A vehicle’s electromagnetic relay switch
But the low power issue might not be due to the high amp draw. A faulty battery will not meet the power demands of a starter motor.
It can also be due to damaged alternator diodes. Alternators can have up to six diodes for AC to DC conversion to recharge the battery.
So if worn out, you won’t have a fully-charged battery.
Automotive Battery Failure/Battery Drain Signs
Batteries have a finite life. So if you have not replaced your car battery for about 4-5 years, it is most likely the culprit.
Slow battery drain will wear out healthy batteries faster, shortening their lifespan.
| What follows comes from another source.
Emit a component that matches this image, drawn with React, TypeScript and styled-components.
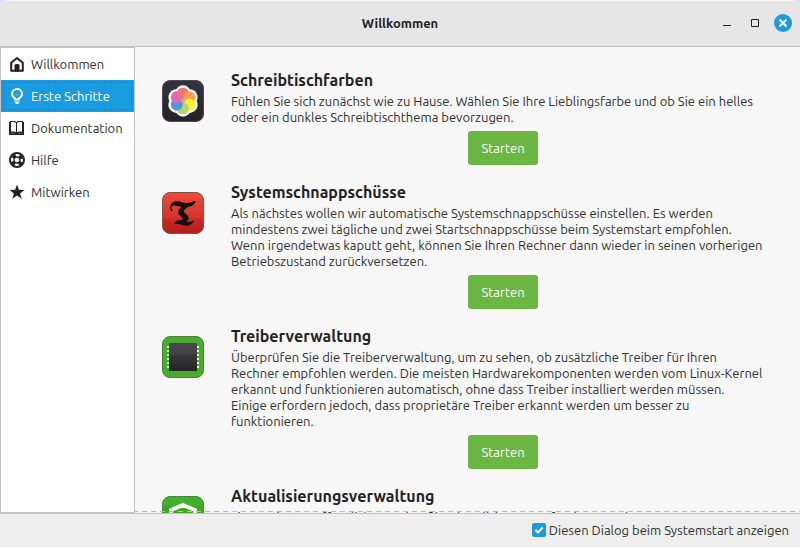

So check for these signs to solve the issue quickly before the repair becomes more expensive.
Clicking Instead of Cranking
One of the signs of a dead battery is a lengthy cranking period or clicking sounds from the starter motor (starter relay).
Dashboard Lights Turn On, But the Engine Doesn’t Start
If too weak, the battery will not even crank the starter. So the dashboard lights and head unit will turn on, but the battery won’t have enough power to energize the starter motor.
Dim Headlights
A drained or faulty battery only holds a little charge, meaning it will provide low electrical current levels to power your headlights.
Backfiring
Gasoline engines use spark plugs to ignite the air-fuel mix. A low or failing battery might supply irregular power to the ignition system, causing intermittent sparks.
So the fuel might not burn in the combustion chamber.
Vehicle Needs Jump Starting
Jump starting is typical when the battery is on its last legs or drained low.
Wrap Up
Parasitic battery drain issues have similar symptoms as dead or failing batteries. So you need to diagnose this problem from three angles.
Check the battery status, alternator charging system, and fuse box current drain.
Once you’ve narrowed down the problem, fix and re-test the system. Remember, the excessive drain can damage the battery.
So we recommend solving battery drain issues immediately after you notice the symptoms above.